# Text Summarization 
**Text summarization** refers to the process of generating a concise and coherent summary of a longer text while preserving its key information and main ideas. It involves reducing the length of the original text while retaining the essential content and meaning.

Text summarization can be classified into two main categories:

1. **Extractive Summarization**: Extractive summarization involves identifying and selecting important sentences or phrases from the original text and assembling them to form a summary. The selected sentences are typically the ones that contain crucial information, such as key terms, facts, or opinions. Extractive summarization does not generate new sentences but instead extracts and rearranges the existing content.

2. **Abstractive Summarization**: Abstractive summarization aims to generate a summary that may contain words, phrases, or sentences not present in the original text. It involves understanding the meaning and context of the text and generating new sentences that capture the essence of the original content. Abstractive summarization often requires advanced natural language processing techniques, such as language generation models or neural networks.

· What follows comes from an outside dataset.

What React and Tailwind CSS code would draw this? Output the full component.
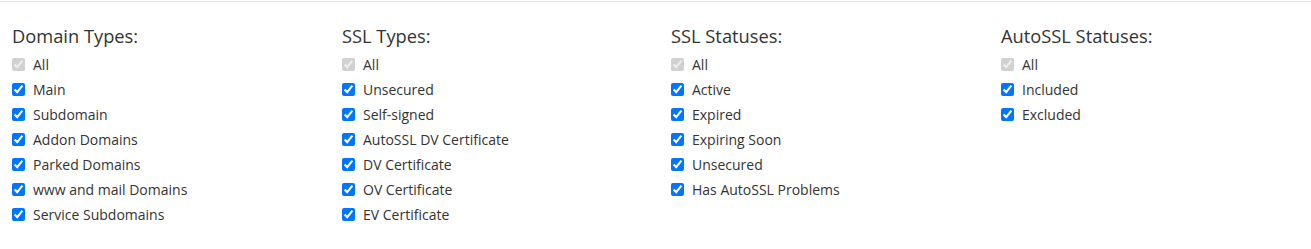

Text summarization has several applications:

- Information Retrieval: Summaries provide condensed versions of documents, making it easier for users to quickly assess the relevance and key points of a document before delving deeper.

- News and Article Summarization: News agencies and content platforms often use summarization techniques to generate short summaries of news articles, blog posts, or other textual content to engage readers and provide a quick overview.

- Document Summarization: For lengthy documents or reports, summarization can save time and effort by providing concise summaries that capture the main ideas and important details.

- Meeting or Conversation Summarization: In corporate or professional settings, text summarization can be used to generate summaries of meeting transcripts or chat conversations, allowing participants to review key discussions and decisions efficiently.

- Social Media and Online Reviews: On social media platforms or review websites, summarization techniques can be employed to generate brief overviews or snippets of user-generated content to provide users with quick insights or recommendations.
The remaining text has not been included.